▶ **WHAT IS ASKED**
Where the string "this" occurs in the material below, report the whole line.

▶ **Pages as source code**
════════════════

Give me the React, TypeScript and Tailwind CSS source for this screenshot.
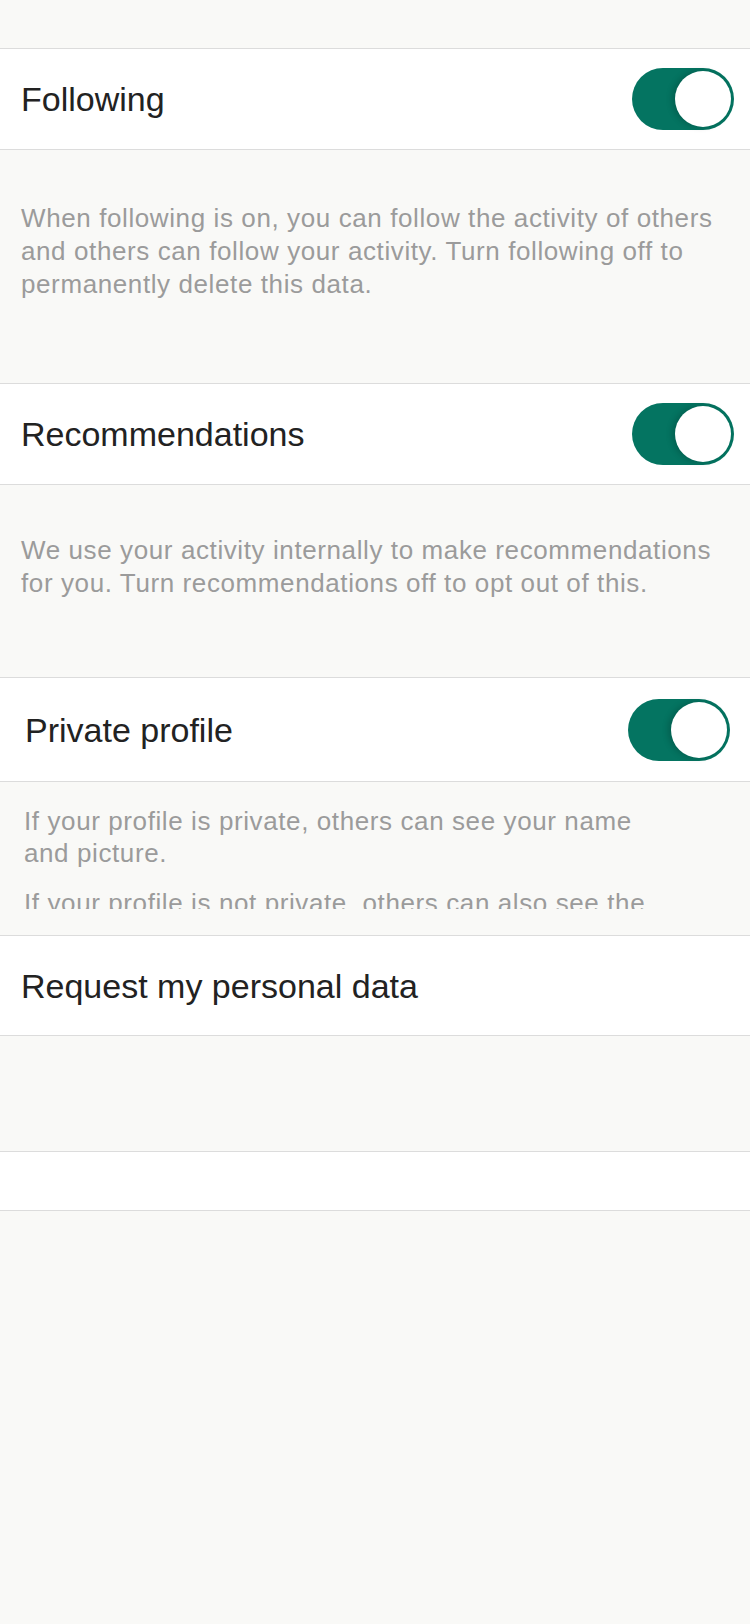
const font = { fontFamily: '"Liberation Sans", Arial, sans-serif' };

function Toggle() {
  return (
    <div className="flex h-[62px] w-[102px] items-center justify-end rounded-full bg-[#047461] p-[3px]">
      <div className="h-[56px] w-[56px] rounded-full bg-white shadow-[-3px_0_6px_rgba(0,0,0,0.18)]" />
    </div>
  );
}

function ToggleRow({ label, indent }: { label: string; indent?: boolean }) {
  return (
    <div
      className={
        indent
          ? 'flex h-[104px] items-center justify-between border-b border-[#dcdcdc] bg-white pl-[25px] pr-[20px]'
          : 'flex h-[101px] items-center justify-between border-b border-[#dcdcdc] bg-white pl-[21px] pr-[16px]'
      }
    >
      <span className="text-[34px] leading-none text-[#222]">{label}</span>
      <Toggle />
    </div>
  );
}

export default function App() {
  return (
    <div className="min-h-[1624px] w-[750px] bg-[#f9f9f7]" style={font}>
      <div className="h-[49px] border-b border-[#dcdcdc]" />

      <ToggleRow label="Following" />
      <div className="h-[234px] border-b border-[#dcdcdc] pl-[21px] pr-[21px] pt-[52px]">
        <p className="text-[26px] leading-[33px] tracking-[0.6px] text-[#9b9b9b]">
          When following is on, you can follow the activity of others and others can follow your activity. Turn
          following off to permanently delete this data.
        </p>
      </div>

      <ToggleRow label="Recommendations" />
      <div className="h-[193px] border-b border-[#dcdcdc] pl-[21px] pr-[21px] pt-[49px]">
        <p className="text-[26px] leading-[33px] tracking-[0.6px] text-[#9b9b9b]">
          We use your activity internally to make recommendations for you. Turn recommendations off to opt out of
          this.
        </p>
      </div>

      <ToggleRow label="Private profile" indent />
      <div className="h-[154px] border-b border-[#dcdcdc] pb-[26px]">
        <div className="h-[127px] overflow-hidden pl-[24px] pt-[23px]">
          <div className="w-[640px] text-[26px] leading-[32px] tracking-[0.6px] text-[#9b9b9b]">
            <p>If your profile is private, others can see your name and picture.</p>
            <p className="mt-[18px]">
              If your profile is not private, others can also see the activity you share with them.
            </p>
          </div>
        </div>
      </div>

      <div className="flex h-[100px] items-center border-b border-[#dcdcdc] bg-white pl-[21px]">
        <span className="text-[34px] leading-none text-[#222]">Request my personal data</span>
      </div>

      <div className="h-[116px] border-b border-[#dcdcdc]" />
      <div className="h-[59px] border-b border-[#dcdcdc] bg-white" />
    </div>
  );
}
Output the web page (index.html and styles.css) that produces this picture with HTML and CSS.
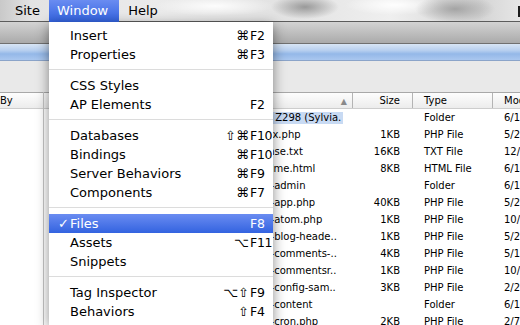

════════════════

▶ **ANSWER FOR THE TASK**
Give me the React, TypeScript and Tailwind CSS source for this screenshot.
          following off to permanently delete this data.
          this.
Output the web page (index.html and styles.css) that produces this picture with HTML and CSS.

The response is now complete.